- Also known as: Sonaro
- Born: Christopher Darnell Cook October 5, 1988 (age 37) Far Rockaway, Queens, New York City, New York, U.S.
- Origin: Brooklyn, New York City, New York, U.S.
- Genres: Hip hop, R&B, Pop
- Occupation: Record producer
- Instruments: Keyboard, drum machine, sampler
- Years active: 2010–present
- Labels: Street Family, Def Jam
- Website: Official Website

= Sonaro =

Christopher Darnell Cook (born October 5, 1988), professionally known as Sonaro, is an American music producer from Far Rockaway, New York. He is perhaps best known for producing songs for Brooklyn-bred rapper Fabolous. He has also produced for several other rappers, such as French Montana, Jeezy, Jadakiss, Styles P, Flipp Dinero, Lloyd Banks, Paul Cain, Prodigy, Jim Jones, and Meek Mill.

==Life and career==
===Early life and career beginnings===
Sonaro was born in Far Rockaway and raised in Brooklyn. Interested in music production from an early age, Sonaro became an in-house producer for Needlz where he learned to craft his sound. During this time, Sonaro landed his first placement on Stack Bundles Biddin' War Vol 2. hosted by DJ Clue, producing the song "Rockin' it” featuring Jim Jones and Max B. Sonaro soon followed this up with "Thang On Me" from Lil' Kim’s Ms. G.O.A.T. project, which featured Maino, Mister Cee, and Sha Dash.

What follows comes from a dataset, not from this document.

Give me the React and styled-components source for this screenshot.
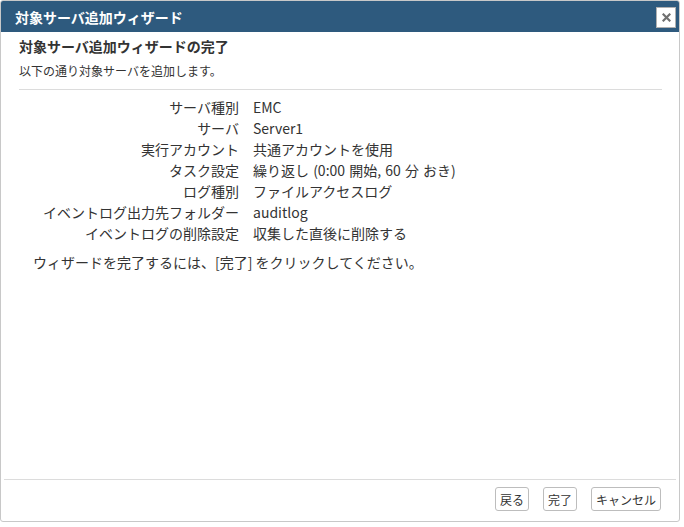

===Commercial Breakthrough===
On March 5, 2010, Fabolous and DJ Drama released the mixtape There Is No Competition 2: The Funeral Service which featured the Sonaro produced street single "Body Ya." The song was quickly added to Hot 97, and Def Jam officially released the song on There Is No Competition 2: The Grieving Music EP. The EP featured additionally production from Sonaro, and new contributions from Lex Luger, Ryan Leslie, and Jahlil Beats.

Later work with Fabolous from this period includes "Leaving You," "Swag Champ," "B.E.T." featuring Jadakiss and Styles P, and "Want You Back" featuring Joe Budden and Teyana Taylor. Sonaro also contributed production to projects by Lloyd Banks, Jim Jones, Nya Lee, Meek Mill, and French Montana, and licensed several instrumentals for the TV show Love & Hip Hop.

===The S.O.U.L. Tape 3===
On December 25, 2013 Fabolous released The S.O.U.L. Tape 3 which featured Sonaro on three songs; "Playa," "Situationships" featuring Mack Wilds, and "Cuffin' Season." "Cuffin' Season" was instantly added to radio and received major press from Hot 97's Funkmaster Flex who called it "the hottest record in the Big Apple."

The official video for "Cuffin' Season" premiered on REVOLT on April 25, 2014, and features Sonaro performing the chorus alongside Fabolous.

===Summertime Shootout===
On November 26, 2015 Fabolous released Summertime Shootout. The project contains four songs produced by Sonaro; "For The Summer," "Vanilla" featuring Rich Homie Quan, "Motivation," and "The Plug."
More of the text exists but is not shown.